MATERIAL TO PROCESS:
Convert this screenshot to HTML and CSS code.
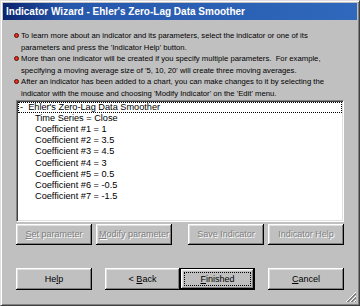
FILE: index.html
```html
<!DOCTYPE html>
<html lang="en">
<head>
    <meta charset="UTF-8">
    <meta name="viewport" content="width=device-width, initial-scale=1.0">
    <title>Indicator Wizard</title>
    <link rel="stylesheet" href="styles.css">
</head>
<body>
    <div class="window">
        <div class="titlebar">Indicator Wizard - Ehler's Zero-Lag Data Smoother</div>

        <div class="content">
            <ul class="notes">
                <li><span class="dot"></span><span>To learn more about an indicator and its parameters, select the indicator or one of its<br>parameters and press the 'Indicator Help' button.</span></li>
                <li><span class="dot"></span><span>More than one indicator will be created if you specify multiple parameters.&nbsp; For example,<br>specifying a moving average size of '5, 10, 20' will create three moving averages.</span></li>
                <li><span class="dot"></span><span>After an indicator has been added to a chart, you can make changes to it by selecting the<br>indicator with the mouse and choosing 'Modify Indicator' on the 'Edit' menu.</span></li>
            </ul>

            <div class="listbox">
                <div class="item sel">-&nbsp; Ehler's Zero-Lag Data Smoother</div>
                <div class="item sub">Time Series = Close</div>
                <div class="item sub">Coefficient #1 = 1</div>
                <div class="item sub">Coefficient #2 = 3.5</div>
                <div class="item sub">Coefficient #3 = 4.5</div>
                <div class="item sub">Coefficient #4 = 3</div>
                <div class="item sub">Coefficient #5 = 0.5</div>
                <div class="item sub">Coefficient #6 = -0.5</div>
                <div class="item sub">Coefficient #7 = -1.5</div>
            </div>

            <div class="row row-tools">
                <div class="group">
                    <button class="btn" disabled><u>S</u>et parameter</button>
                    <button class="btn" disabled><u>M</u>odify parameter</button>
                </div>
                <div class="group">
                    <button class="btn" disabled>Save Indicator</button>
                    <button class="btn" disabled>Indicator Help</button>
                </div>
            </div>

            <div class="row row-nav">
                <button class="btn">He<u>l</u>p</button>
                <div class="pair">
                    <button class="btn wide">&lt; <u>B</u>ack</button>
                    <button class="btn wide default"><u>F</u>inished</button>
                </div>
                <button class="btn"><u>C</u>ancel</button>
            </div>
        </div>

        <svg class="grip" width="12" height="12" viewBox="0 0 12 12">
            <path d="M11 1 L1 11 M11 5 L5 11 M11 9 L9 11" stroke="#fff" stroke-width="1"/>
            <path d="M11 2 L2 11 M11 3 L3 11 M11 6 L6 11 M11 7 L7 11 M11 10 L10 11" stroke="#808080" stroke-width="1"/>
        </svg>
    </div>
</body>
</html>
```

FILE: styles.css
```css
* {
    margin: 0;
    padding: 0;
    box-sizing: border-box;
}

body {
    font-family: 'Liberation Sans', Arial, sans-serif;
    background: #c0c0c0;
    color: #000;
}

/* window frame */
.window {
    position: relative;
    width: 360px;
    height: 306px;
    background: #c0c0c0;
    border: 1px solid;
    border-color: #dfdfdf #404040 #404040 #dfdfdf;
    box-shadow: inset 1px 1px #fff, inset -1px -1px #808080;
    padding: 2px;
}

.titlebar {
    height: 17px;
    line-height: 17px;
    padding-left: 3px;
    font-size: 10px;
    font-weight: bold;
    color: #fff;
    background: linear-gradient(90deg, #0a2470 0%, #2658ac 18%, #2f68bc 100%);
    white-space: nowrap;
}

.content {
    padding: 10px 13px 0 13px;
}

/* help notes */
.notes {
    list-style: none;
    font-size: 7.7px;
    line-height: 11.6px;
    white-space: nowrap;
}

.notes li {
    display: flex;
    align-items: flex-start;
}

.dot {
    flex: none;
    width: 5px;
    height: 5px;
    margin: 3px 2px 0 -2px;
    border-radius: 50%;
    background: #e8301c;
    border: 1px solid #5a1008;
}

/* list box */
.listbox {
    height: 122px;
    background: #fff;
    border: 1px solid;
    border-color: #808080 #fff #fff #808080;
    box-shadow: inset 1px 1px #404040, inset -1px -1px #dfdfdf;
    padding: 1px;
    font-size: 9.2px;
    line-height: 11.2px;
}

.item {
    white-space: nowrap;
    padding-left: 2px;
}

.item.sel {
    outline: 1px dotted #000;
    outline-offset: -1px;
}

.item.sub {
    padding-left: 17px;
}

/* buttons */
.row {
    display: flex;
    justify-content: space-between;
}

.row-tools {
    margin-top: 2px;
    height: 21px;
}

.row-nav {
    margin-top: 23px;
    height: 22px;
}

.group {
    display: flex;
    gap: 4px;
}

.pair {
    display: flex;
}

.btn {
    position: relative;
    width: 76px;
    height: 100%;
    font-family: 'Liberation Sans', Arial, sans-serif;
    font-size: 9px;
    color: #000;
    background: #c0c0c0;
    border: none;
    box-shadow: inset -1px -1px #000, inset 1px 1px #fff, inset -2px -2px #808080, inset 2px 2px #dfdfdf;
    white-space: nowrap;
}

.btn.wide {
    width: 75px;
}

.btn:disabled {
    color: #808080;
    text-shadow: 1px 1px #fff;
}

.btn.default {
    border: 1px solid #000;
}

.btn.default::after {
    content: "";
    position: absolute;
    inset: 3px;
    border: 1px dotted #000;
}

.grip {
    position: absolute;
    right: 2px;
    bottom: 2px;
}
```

==

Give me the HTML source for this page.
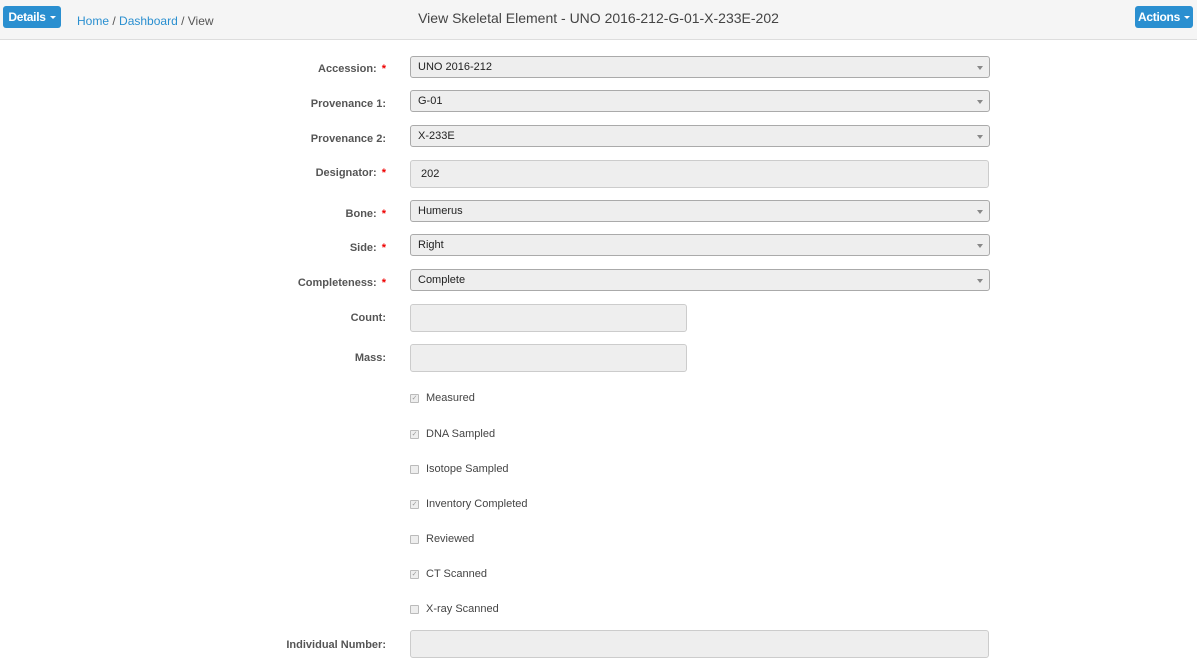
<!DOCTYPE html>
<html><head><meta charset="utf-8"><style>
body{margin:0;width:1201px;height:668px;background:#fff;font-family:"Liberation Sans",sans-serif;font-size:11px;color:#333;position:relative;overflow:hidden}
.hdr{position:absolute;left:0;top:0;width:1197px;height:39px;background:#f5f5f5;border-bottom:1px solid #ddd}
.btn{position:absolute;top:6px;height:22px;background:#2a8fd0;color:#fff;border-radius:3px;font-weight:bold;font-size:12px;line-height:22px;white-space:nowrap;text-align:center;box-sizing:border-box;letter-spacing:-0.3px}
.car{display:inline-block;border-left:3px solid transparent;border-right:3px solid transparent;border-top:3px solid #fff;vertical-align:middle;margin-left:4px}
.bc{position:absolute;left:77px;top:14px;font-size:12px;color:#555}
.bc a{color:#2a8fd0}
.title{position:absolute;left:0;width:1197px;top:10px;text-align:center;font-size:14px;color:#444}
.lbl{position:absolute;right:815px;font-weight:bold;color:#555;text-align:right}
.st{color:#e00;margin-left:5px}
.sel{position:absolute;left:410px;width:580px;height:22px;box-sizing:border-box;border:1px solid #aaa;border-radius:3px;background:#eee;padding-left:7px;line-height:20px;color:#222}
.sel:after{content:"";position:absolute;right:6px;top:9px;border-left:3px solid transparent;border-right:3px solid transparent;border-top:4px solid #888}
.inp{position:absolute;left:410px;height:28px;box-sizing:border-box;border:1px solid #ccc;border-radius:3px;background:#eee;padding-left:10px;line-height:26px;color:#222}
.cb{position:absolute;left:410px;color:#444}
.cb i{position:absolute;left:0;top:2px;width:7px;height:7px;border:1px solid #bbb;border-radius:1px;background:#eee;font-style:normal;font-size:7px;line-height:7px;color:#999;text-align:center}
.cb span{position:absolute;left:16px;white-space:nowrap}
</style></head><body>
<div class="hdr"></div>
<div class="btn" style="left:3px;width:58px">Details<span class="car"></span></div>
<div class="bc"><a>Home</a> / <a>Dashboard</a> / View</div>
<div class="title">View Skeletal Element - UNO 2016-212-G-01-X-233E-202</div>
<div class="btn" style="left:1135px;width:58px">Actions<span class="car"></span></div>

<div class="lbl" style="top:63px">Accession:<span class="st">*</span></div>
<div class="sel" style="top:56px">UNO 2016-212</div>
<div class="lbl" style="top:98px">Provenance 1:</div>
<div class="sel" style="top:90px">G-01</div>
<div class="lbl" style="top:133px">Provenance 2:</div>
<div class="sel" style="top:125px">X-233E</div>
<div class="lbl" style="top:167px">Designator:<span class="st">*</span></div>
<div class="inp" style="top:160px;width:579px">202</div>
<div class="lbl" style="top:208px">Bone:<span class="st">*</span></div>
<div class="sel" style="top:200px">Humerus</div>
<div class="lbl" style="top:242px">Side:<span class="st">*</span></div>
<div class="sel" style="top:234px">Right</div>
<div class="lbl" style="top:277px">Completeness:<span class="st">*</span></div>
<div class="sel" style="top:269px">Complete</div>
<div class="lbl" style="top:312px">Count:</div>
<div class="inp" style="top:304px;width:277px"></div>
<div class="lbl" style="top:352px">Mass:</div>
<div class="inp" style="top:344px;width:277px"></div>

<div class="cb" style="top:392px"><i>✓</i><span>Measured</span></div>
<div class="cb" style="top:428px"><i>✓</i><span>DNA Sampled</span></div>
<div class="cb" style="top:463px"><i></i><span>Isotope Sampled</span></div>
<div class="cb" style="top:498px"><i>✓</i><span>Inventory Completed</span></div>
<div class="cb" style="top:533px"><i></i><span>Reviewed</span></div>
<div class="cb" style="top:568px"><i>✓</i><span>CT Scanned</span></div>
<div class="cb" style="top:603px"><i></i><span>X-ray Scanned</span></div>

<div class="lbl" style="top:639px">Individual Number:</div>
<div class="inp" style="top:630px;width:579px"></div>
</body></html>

GOAL:
In the records above, how many lines contain the string "this"? State that number only.

EXERCISE SOLUTION:
2